* **SUPPLIED DATA**:
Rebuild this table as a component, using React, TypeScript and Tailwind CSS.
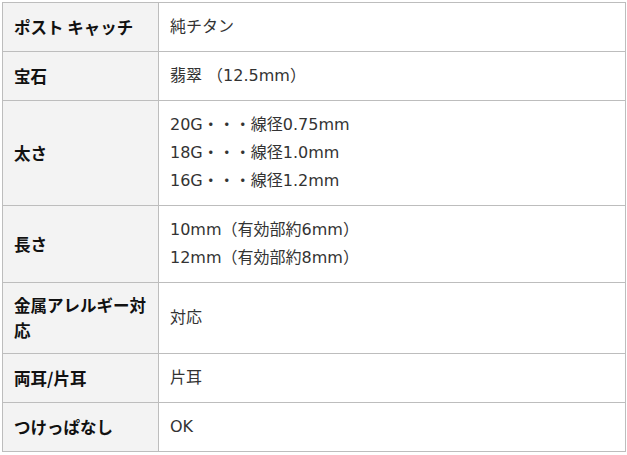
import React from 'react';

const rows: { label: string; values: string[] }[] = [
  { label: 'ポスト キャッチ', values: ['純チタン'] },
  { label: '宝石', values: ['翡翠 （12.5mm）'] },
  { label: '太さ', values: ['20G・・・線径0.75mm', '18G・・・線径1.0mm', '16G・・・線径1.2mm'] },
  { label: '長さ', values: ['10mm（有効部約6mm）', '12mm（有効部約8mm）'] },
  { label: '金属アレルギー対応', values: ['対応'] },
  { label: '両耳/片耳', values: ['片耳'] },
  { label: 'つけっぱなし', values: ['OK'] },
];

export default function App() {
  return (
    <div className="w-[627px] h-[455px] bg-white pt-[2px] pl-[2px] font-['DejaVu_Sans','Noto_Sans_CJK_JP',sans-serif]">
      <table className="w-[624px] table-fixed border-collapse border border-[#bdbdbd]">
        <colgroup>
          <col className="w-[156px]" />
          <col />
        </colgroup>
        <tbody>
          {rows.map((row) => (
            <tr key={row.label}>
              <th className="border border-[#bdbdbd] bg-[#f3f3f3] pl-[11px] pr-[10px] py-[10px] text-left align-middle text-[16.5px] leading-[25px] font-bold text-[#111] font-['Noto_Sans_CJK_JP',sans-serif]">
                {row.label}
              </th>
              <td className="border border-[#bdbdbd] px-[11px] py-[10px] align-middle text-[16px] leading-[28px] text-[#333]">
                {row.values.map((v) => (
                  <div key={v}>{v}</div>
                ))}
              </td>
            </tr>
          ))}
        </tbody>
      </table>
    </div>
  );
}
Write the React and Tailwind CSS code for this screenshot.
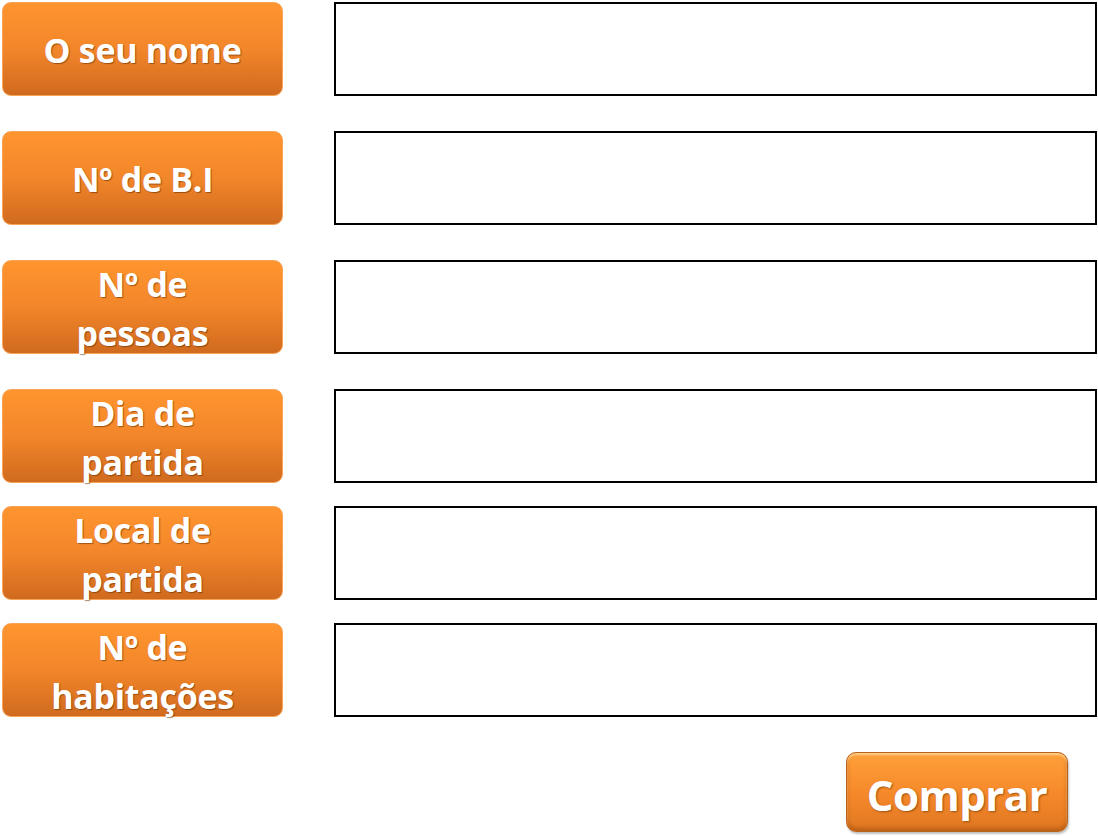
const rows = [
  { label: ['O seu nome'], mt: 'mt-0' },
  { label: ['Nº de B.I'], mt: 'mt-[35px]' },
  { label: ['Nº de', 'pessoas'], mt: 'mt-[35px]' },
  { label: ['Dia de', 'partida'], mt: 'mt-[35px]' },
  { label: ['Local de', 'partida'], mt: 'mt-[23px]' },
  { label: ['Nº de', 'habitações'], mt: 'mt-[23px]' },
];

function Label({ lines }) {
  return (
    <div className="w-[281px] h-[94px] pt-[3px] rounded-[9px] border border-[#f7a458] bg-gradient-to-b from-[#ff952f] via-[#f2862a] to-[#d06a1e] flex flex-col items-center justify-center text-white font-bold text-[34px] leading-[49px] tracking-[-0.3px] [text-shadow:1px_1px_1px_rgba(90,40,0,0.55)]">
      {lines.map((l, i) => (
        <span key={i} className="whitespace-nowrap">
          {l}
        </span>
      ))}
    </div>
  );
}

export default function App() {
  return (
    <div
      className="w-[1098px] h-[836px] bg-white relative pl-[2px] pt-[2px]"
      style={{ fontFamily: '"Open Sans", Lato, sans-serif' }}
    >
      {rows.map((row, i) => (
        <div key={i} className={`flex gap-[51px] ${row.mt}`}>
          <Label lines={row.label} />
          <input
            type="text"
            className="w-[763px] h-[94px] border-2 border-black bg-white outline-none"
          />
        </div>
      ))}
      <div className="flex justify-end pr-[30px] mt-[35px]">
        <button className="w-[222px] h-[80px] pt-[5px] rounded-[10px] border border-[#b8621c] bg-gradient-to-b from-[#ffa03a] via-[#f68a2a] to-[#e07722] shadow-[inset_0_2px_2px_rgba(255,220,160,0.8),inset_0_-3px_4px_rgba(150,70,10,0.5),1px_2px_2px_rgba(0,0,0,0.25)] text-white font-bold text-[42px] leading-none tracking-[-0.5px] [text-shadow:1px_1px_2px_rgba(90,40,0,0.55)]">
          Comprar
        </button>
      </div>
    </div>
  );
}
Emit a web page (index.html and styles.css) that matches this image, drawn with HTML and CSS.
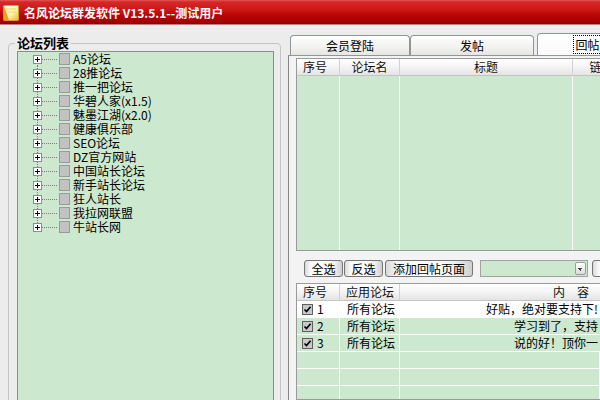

* **TASK DETAILS**:
Excluding the pictures, restate the records above word for word.

* **ANSWER BELOW**:
Rebuild this table as a component, using React, TypeScript and Tailwind CSS.
import React from 'react';

const rows: { label: string; values: string[] }[] = [
  { label: 'ポスト キャッチ', values: ['純チタン'] },
  { label: '宝石', values: ['翡翠 （12.5mm）'] },
  { label: '太さ', values: ['20G・・・線径0.75mm', '18G・・・線径1.0mm', '16G・・・線径1.2mm'] },
  { label: '長さ', values: ['10mm（有効部約6mm）', '12mm（有効部約8mm）'] },
  { label: '金属アレルギー対応', values: ['対応'] },
  { label: '両耳/片耳', values: ['片耳'] },
  { label: 'つけっぱなし', values: ['OK'] },
];

export default function App() {
  return (
    <div className="w-[627px] h-[455px] bg-white pt-[2px] pl-[2px] font-['DejaVu_Sans','Noto_Sans_CJK_JP',sans-serif]">
      <table className="w-[624px] table-fixed border-collapse border border-[#bdbdbd]">
        <colgroup>
          <col className="w-[156px]" />
          <col />
        </colgroup>
        <tbody>
          {rows.map((row) => (
            <tr key={row.label}>
              <th className="border border-[#bdbdbd] bg-[#f3f3f3] pl-[11px] pr-[10px] py-[10px] text-left align-middle text-[16.5px] leading-[25px] font-bold text-[#111] font-['Noto_Sans_CJK_JP',sans-serif]">
                {row.label}
              </th>
              <td className="border border-[#bdbdbd] px-[11px] py-[10px] align-middle text-[16px] leading-[28px] text-[#333]">
                {row.values.map((v) => (
                  <div key={v}>{v}</div>
                ))}
              </td>
            </tr>
          ))}
        </tbody>
      </table>
    </div>
  );
}
Write the React and Tailwind CSS code for this screenshot.
const rows = [
  { label: ['O seu nome'], mt: 'mt-0' },
  { label: ['Nº de B.I'], mt: 'mt-[35px]' },
  { label: ['Nº de', 'pessoas'], mt: 'mt-[35px]' },
  { label: ['Dia de', 'partida'], mt: 'mt-[35px]' },
  { label: ['Local de', 'partida'], mt: 'mt-[23px]' },
  { label: ['Nº de', 'habitações'], mt: 'mt-[23px]' },
];

function Label({ lines }) {
  return (
    <div className="w-[281px] h-[94px] pt-[3px] rounded-[9px] border border-[#f7a458] bg-gradient-to-b from-[#ff952f] via-[#f2862a] to-[#d06a1e] flex flex-col items-center justify-center text-white font-bold text-[34px] leading-[49px] tracking-[-0.3px] [text-shadow:1px_1px_1px_rgba(90,40,0,0.55)]">
      {lines.map((l, i) => (
        <span key={i} className="whitespace-nowrap">
          {l}
        </span>
      ))}
    </div>
  );
}

export default function App() {
  return (
    <div
      className="w-[1098px] h-[836px] bg-white relative pl-[2px] pt-[2px]"
      style={{ fontFamily: '"Open Sans", Lato, sans-serif' }}
    >
      {rows.map((row, i) => (
        <div key={i} className={`flex gap-[51px] ${row.mt}`}>
          <Label lines={row.label} />
          <input
            type="text"
            className="w-[763px] h-[94px] border-2 border-black bg-white outline-none"
          />
        </div>
      ))}
      <div className="flex justify-end pr-[30px] mt-[35px]">
        <button className="w-[222px] h-[80px] pt-[5px] rounded-[10px] border border-[#b8621c] bg-gradient-to-b from-[#ffa03a] via-[#f68a2a] to-[#e07722] shadow-[inset_0_2px_2px_rgba(255,220,160,0.8),inset_0_-3px_4px_rgba(150,70,10,0.5),1px_2px_2px_rgba(0,0,0,0.25)] text-white font-bold text-[42px] leading-none tracking-[-0.5px] [text-shadow:1px_1px_2px_rgba(90,40,0,0.55)]">
          Comprar
        </button>
      </div>
    </div>
  );
}
Emit a web page (index.html and styles.css) that matches this image, drawn with HTML and CSS.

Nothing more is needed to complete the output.